Problem description: Skip every image and restate the data word for word.

Data provided:
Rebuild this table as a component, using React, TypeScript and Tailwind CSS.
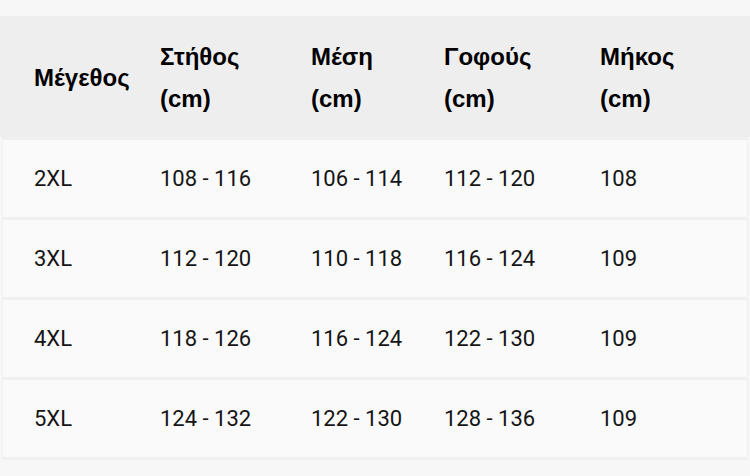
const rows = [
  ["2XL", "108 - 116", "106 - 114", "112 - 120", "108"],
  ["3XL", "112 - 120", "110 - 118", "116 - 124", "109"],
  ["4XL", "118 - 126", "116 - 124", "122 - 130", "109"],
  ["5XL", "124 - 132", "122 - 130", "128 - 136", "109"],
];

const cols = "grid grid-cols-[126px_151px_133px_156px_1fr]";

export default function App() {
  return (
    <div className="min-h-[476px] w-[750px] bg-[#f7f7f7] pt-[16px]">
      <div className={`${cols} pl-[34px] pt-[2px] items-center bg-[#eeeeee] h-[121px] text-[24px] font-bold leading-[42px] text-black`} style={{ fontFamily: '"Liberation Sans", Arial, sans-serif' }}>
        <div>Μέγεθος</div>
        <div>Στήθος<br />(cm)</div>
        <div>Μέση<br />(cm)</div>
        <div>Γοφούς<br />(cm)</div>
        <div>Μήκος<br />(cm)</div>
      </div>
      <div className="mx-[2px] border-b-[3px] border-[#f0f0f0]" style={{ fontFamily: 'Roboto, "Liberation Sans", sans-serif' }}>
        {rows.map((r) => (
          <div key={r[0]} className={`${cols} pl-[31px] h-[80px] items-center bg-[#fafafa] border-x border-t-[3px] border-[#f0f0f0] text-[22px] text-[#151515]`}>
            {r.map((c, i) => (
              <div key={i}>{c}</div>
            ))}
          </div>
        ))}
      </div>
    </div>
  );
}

Result for this task:
Rebuild this table as a component, using React, TypeScript and Tailwind CSS.
const rows = [
  ["2XL", "108 - 116", "106 - 114", "112 - 120", "108"],
  ["3XL", "112 - 120", "110 - 118", "116 - 124", "109"],
  ["4XL", "118 - 126", "116 - 124", "122 - 130", "109"],
  ["5XL", "124 - 132", "122 - 130", "128 - 136", "109"],
];

const cols = "grid grid-cols-[126px_151px_133px_156px_1fr]";

export default function App() {
  return (
    <div className="min-h-[476px] w-[750px] bg-[#f7f7f7] pt-[16px]">
      <div className={`${cols} pl-[34px] pt-[2px] items-center bg-[#eeeeee] h-[121px] text-[24px] font-bold leading-[42px] text-black`} style={{ fontFamily: '"Liberation Sans", Arial, sans-serif' }}>
        <div>Μέγεθος</div>
        <div>Στήθος<br />(cm)</div>
        <div>Μέση<br />(cm)</div>
        <div>Γοφούς<br />(cm)</div>
        <div>Μήκος<br />(cm)</div>
      </div>
      <div className="mx-[2px] border-b-[3px] border-[#f0f0f0]" style={{ fontFamily: 'Roboto, "Liberation Sans", sans-serif' }}>
        {rows.map((r) => (
          <div key={r[0]} className={`${cols} pl-[31px] h-[80px] items-center bg-[#fafafa] border-x border-t-[3px] border-[#f0f0f0] text-[22px] text-[#151515]`}>
            {r.map((c, i) => (
              <div key={i}>{c}</div>
            ))}
          </div>
        ))}
      </div>
    </div>
  );
}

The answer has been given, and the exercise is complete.